Several workers reported that upon union certification, management installed loud buzzers to signal shift changes and the ends of break times, and would stand outside their offices patrolling the workers as they clocked back in. “They would stand and just watch over us,” Reed shrugged. “We knew when our breaks ended.”
Rhoades added that after welding and sheeting, each of the sheets is treated with chemicals to prevent future rust, but that management refused to share the Material Safety Data Sheets (MSDS) for the chemicals used on a site, a violation of OSHA law. “I welded near [those chemicals] for years. I don’t know what’s in my lungs.”
Dowdall had a similar experience. He welded near a 200-gallon tank of an anti-splatter chemical. Management continued the same practice with the MSDS as they did with Rhoades. “It was horrible to breathe in.” When the company finally addressed the safety concerns, Dowdall added, “they hardly fixed anything. They knew they were going to kick us out.”
DESPITE THE HARDBALL TACTICS, the majority of the bargaining unit did not quit. “I’m willing to stand up and do what I need to do for my brothers and sisters,” Dowdall insisted.
But now the ironworkers are in a kind of limbo, waiting to see if they’ll ever get their jobs back.

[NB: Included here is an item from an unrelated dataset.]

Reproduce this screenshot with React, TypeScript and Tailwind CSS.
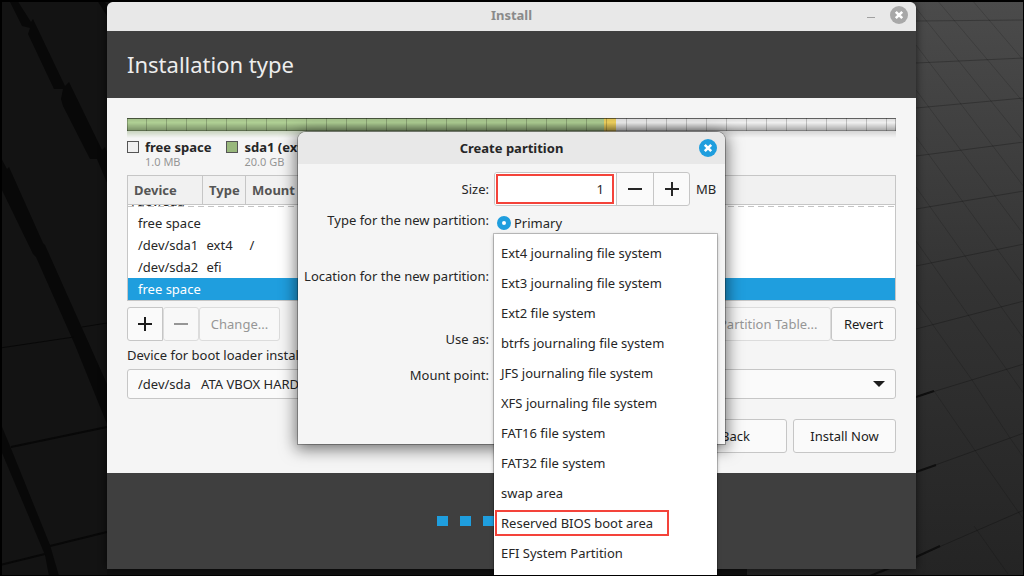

“We just want this to be over,” said Reed. “I can’t believe they shut down [the company] legally just like that.”
Workers told the Prospect that the company admitted it would be bringing in workers from outside the bargaining unit to complete their jobs, but that the NLRB’s investigation into unfair labor practices was not yet completed.
G&D Integrated did not respond to a request for comment by the time of publication.
Toward the end of our phone call, Dowdall told me, “They treated us like crap.” I asked what he hopes to see after everything is settled. “I don’t want to see anybody else ever go through this again,” he said.
That could well happen if the NLRB carries out its aims on Joy Silk. Despite the legal and corporate hurdles the reinvigorated NLRB faces, alongside a continued decline in union membership, there’s a chance Dowdall and his union brothers and sisters are at a turning point for the future of organized labor.